Wednesday 3 January 2018

Tobacco Control Pigeons, Meet Philip Morris's Cat

Boom! Yesterday saw Philip Morris International (PMI) - the tobacco company that owns the Marlboro brand amongst others - making a New Year's Resolution with full page adverts in the Daily Mirror, The Times and The Sun. Here is what they said.


According to an ad industry website, this is "the first step in a campaign that includes further elements later this year". The idea that a tobacco manufacturer is publicly stating - in full page ads in widely-read newspapers - that they want to quit making cigarettes is quite a cat amongst the pigeons story, so much so that the BBC picked it up and ran with it too.
Tobacco firm Philip Morris has placed an advertisement in some newspapers promoting its "ambition to stop selling cigarettes in the UK". 
It is part of the company's drive to achieve a "smoke-free future". 
Asked why, if Philip Morris was so keen to go smoke-free, it did not simply stop making cigarettes and switch over to alternative production, a company spokesman told the BBC: "We are trying to go smoke free as fast as we can. If we just stopped selling cigarettes tomorrow, others would sell them in our place."
Well, it's not just that really. It would also help to fuel a black market and any CEO who cut their shareholders off at the knees with such a stupid destruction of their business would probably end up in jail for abandoning their fiduciary duty to their investors, many of which are pension funds which could see their value decimated overnight. Any tobacco controller who suggests this as a feasible course of action - and some actually have - is showing themselves up to be a monumental cretin.

Tobacco controllers have been very keen to peddle conspiracy theories about PMI and their smokefree future claims. They insist that the Foundation for a Smoke-free World is a scam and are desperately trying to undermine it (no doubt because it will do far more honest research than tobacco control ever has), and this new development is already being received in the same manner.

The overall initiative from PMI, though, shouldn't really be controversial. Uptake of e-cigs in UK, US and elsewhere, plus the astonishing success of heated tobacco products in Asia, shows that there is a huge market to be tapped in harm reduced products, so any company that ignores new technology and rigidly sticks to conventional tobacco could risk doing a Kodak.

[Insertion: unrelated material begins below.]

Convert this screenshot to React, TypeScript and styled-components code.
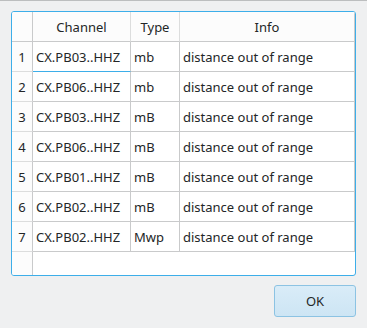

And moving from delivery of nicotine via combustion to nicotine via heating or in vapour form is a pretty natural progression for the industry, but that's still no good for a tobacco control industry which is now more interested in destroying "Big Tobacco".
However, Deborah Arnott, chief executive of health charity Action on Smoking and Health said the "offer to support" local authorities was nothing more than a donation, which is not allowed under World Health Organization guidelines. 
"As Philip Morris well knows the government isn't allowed to accept 'donations' from the tobacco industry," she said. 
"However, it does show that the industry has money to burn. Rather than making donations, it should be forced to pay the government more of its enormous profits."
This is bollocks, of course. WHO guidelines are exactly that, guidelines. The government is "allowed" to take donations from whoever it likes, all that article 5.3 of the WHO FCTC says is that any interaction with the industry must be transparent. Besides, I don't think government is quaking in their boots about any sanctions the WHO could apply considering it leeches off of UK taxpayers for its revenue.

But isn't it bizarre that PMI wants to help Stop Smoking Services (SSS); put smoking cessation messages into its packs for every smoker to read directing them to a website which mentions no brands but is full of information on how to stop smoking ... and Debs Arnott - reportedly someone who wants people to quit smoking - is arguing against them!

Arnott and her richly state-funded colleagues in tobacco control have lobbied and bullied to have all marketing removed from the tobacco industry - right down to the colours of the packets themselves - because they deem it all to be far too powerful. Yet here is PMI suggesting putting this incredibly powerful stuff into packs to suggest smokers either quit or switch to a safer alternative, and apparently it's now not powerful at all .. it's just a PR stunt. I wish they would make up their minds.

The truth is that there must be many in tobacco control circles shitting themselves right now. Initiatives like PMI's threaten to render tobacco control irrelevant and steal their jobs. This is why they persistently misapply article 5.3 and threaten governments with dire consequences if they so much as answer an email from industry. Tobacco control trades on this fear. They need it because they know damn well that in a fair debate they would lose dismally.

We now face the intriguing situation whereby PMI want to put inserts into packs to help people quit smoking, and want to assist SSS into the bargain, while anti-smoking groups heckle from the sidelines and lobby against it, and government probably feels obliged to dream up some bullshit reason why they won't permit any of it.

Now, if that doesn't convince you that this whole repulsive anti-smoking charade has never had anything to do with health, then nothing will.